Et pour toutes ces pistes d’actions il sera nécessaire d’organiser une bonne coordination entre les acteurs et les échelles locales, régionales ou nationales, et mettre des ressources à la disposition des centres-villes et des commerces. Budgets d’investissements mais aussi de fonctionnement. Dans tous les cas si ce n’est plus le client qui bosse – venir sur le point de vente, composer son panier, essayer les produits, se servir, charger son coffre ou porter ses achats… – il faudra que le commerçant se démultiplie – livraison et reprise après essayage, composition des paniers, personnel shopper.

Questions/Réponses :

La livraison se développe, pensez-vous que c’est une bonne formule pour que le commerçant et le consommateur restent chez eux ? La livraison doit-elle être universelle ?
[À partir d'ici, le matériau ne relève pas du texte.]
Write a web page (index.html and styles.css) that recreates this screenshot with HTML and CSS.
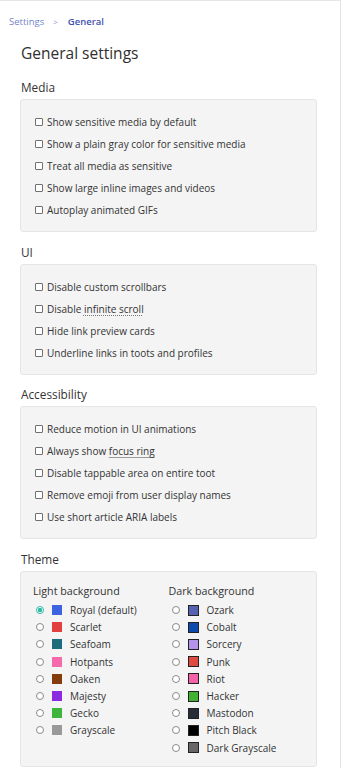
FILE: index.html
```html
<!DOCTYPE html>
<html lang="en">
<head>
<meta charset="utf-8">
<title>General settings</title>
<link rel="stylesheet" href="styles.css">
</head>
<body>
<div class="page">
  <nav class="crumbs"><a class="crumb">Settings</a><span class="sep">&gt;</span><a class="crumb current">General</a></nav>
  <h1 class="title">General settings</h1>

  <section class="group">
    <h2 class="group-title">Media</h2>
    <div class="box">
      <label class="check"><span class="cb"></span>Show sensitive media by default</label>
      <label class="check"><span class="cb"></span>Show a plain gray color for sensitive media</label>
      <label class="check"><span class="cb"></span>Treat all media as sensitive</label>
      <label class="check"><span class="cb"></span>Show large inline images and videos</label>
      <label class="check"><span class="cb"></span>Autoplay animated GIFs</label>
    </div>
  </section>

  <section class="group">
    <h2 class="group-title">UI</h2>
    <div class="box">
      <label class="check"><span class="cb"></span>Disable custom scrollbars</label>
      <label class="check"><span class="cb"></span>Disable&nbsp;<span class="abbr">infinite scroll</span></label>
      <label class="check"><span class="cb"></span>Hide link preview cards</label>
      <label class="check"><span class="cb"></span>Underline links in toots and profiles</label>
    </div>
  </section>

  <section class="group">
    <h2 class="group-title">Accessibility</h2>
    <div class="box">
      <label class="check"><span class="cb"></span>Reduce motion in UI animations</label>
      <label class="check"><span class="cb"></span>Always show&nbsp;<span class="abbr solid">focus ring</span></label>
      <label class="check"><span class="cb"></span>Disable tappable area on entire toot</label>
      <label class="check"><span class="cb"></span>Remove emoji from user display names</label>
      <label class="check"><span class="cb"></span>Use short article ARIA labels</label>
    </div>
  </section>

  <section class="group">
    <h2 class="group-title">Theme</h2>
    <div class="box theme-box">
      <div class="theme-col">
        <div class="col-title">Light background</div>
        <label class="theme"><span class="radio on"></span><span class="sw" style="background:#3d63e3"></span>Royal (default)</label>
        <label class="theme"><span class="radio"></span><span class="sw" style="background:#e2403e"></span>Scarlet</label>
        <label class="theme"><span class="radio"></span><span class="sw" style="background:#1c6c7c"></span>Seafoam</label>
        <label class="theme"><span class="radio"></span><span class="sw" style="background:#f56aac"></span>Hotpants</label>
        <label class="theme"><span class="radio"></span><span class="sw" style="background:#843c0c"></span>Oaken</label>
        <label class="theme"><span class="radio"></span><span class="sw" style="background:#8b2ae0"></span>Majesty</label>
        <label class="theme"><span class="radio"></span><span class="sw" style="background:#3db43c"></span>Gecko</label>
        <label class="theme"><span class="radio"></span><span class="sw" style="background:#999999"></span>Grayscale</label>
      </div>
      <div class="theme-col">
        <div class="col-title">Dark background</div>
        <label class="theme"><span class="radio"></span><span class="sw dark" style="background:#5562b4"></span>Ozark</label>
        <label class="theme"><span class="radio"></span><span class="sw dark" style="background:#0d4aae"></span>Cobalt</label>
        <label class="theme"><span class="radio"></span><span class="sw dark" style="background:#b394ea"></span>Sorcery</label>
        <label class="theme"><span class="radio"></span><span class="sw dark" style="background:#e04a40"></span>Punk</label>
        <label class="theme"><span class="radio"></span><span class="sw dark" style="background:#f462aa"></span>Riot</label>
        <label class="theme"><span class="radio"></span><span class="sw dark" style="background:#43b232"></span>Hacker</label>
        <label class="theme"><span class="radio"></span><span class="sw dark" style="background:#282c37"></span>Mastodon</label>
        <label class="theme"><span class="radio"></span><span class="sw dark" style="background:#000000"></span>Pitch Black</label>
        <label class="theme"><span class="radio"></span><span class="sw dark" style="background:#666666"></span>Dark Grayscale</label>
      </div>
    </div>
  </section>
</div>
</body>
</html>
```
FILE: styles.css
```css
html, body {
  margin: 0;
  padding: 0;
  background: #ffffff;
}
body {
  font-family: "Open Sans", "Noto Sans", "DejaVu Sans", sans-serif;
  color: #333333;
}
.page {
  width: 341px;
  height: 768px;
  box-sizing: border-box;
  border-top: 1px solid #e6e6e6;
  border-right: 1px solid #e2e2e2;
  padding: 14px 23px 0 20px;
  overflow: hidden;
}
.crumbs {
  display: flex;
  align-items: center;
  height: 14px;
  margin-left: -11px;
  font-size: 9.5px;
  line-height: 14px;
}
.crumb {
  color: #7384cc;
}
.crumb.current {
  color: #3f52ad;
  font-weight: 600;
}
.sep {
  color: #8c96c8;
  font-size: 8px;
  margin: 0 10px 0 9px;
}
.title {
  margin: 12px 0 0 1px;
  font-size: 15.5px;
  line-height: 24px;
  font-weight: 400;
  color: #2f2f2f;
}
.group-title {
  margin: 0 0 5px 1px;
  font-size: 11.8px;
  line-height: 14px;
  font-weight: 400;
  color: #333333;
}
.group {
  margin-top: 12.5px;
}
.group:first-of-type {
  margin-top: 15px;
}
.box {
  background: #f4f4f4;
  border: 1px solid #e5e5e5;
  border-radius: 3px;
  padding: 11px 14px 10px;
}
.check {
  display: flex;
  align-items: center;
  height: 22px;
  font-size: 10px;
  color: #333333;
}
.cb {
  width: 8px;
  height: 8px;
  box-sizing: border-box;
  border: 1px solid #707070;
  border-radius: 1px;
  background: #ffffff;
  margin-right: 4px;
  flex: none;
}
.abbr {
  text-decoration: underline dotted #777;
  text-underline-offset: 2px;
}
.abbr.solid {
  text-decoration-style: solid;
  text-decoration-color: #999;
}
.theme-box {
  display: grid;
  grid-template-columns: 1fr 1fr;
  padding: 12px 12px 10px;
  height: 196px;
  box-sizing: border-box;
}
.col-title {
  font-size: 10.7px;
  line-height: 14px;
  margin-bottom: 4px;
  color: #333333;
}
.theme {
  display: flex;
  align-items: center;
  height: 17.2px;
  font-size: 10px;
  padding-left: 3px;
  color: #333333;
}
.radio {
  width: 8px;
  height: 8px;
  box-sizing: border-box;
  border: 1px solid #8a8a8a;
  border-radius: 50%;
  background: #ffffff;
  margin-right: 8px;
  flex: none;
}
.radio.on {
  border-color: #2fb8a2;
  background: radial-gradient(circle, #2fb8a2 0 2px, #ffffff 2.4px);
}
.sw {
  width: 10px;
  height: 10px;
  margin-right: 8px;
  flex: none;
}
.sw.dark {
  width: 11px;
  height: 11px;
  box-sizing: border-box;
  border: 1px solid #222;
}
```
Nous sommes à un tournant où nous avons besoin d’un changement d’échelle : il faut arrêter de bricoler. Il y a une vraie question relative à la puissance et la performance des dispositifs de places de marchés, de livraison….

Chacun des commerçants ne peut pas organiser la livraison ou animer son propre site marchand

🡪  Idée d’une grande régionale ou nationale plateforme qui assure la vente en ligne et la logistique des commerçants indépendants en alternative à Amazon, Rakuten ou Ali Baba

On voit que les gens veulent consommer de plus en plus de produits locaux : savoir où est produit ce que nous consommons en privilégiant l’agriculture d’à côté. Ressentez-vous ça ? 

Sur l’alimentaire c’est extrêmement vrai mais il ne faut pas que cet élan soir freiné par la récession et de préoccupations économiques. Si on est capable de mettre les produits locaux en ligne, informer la clientèle, livrer, cela permettrait de pérenniser ce type de comportement.

🡪  Il faut une réelle capacité de sensibiliser le consommateur sur les impacts sociaux, environnementaux et économiques de son acte d’achat.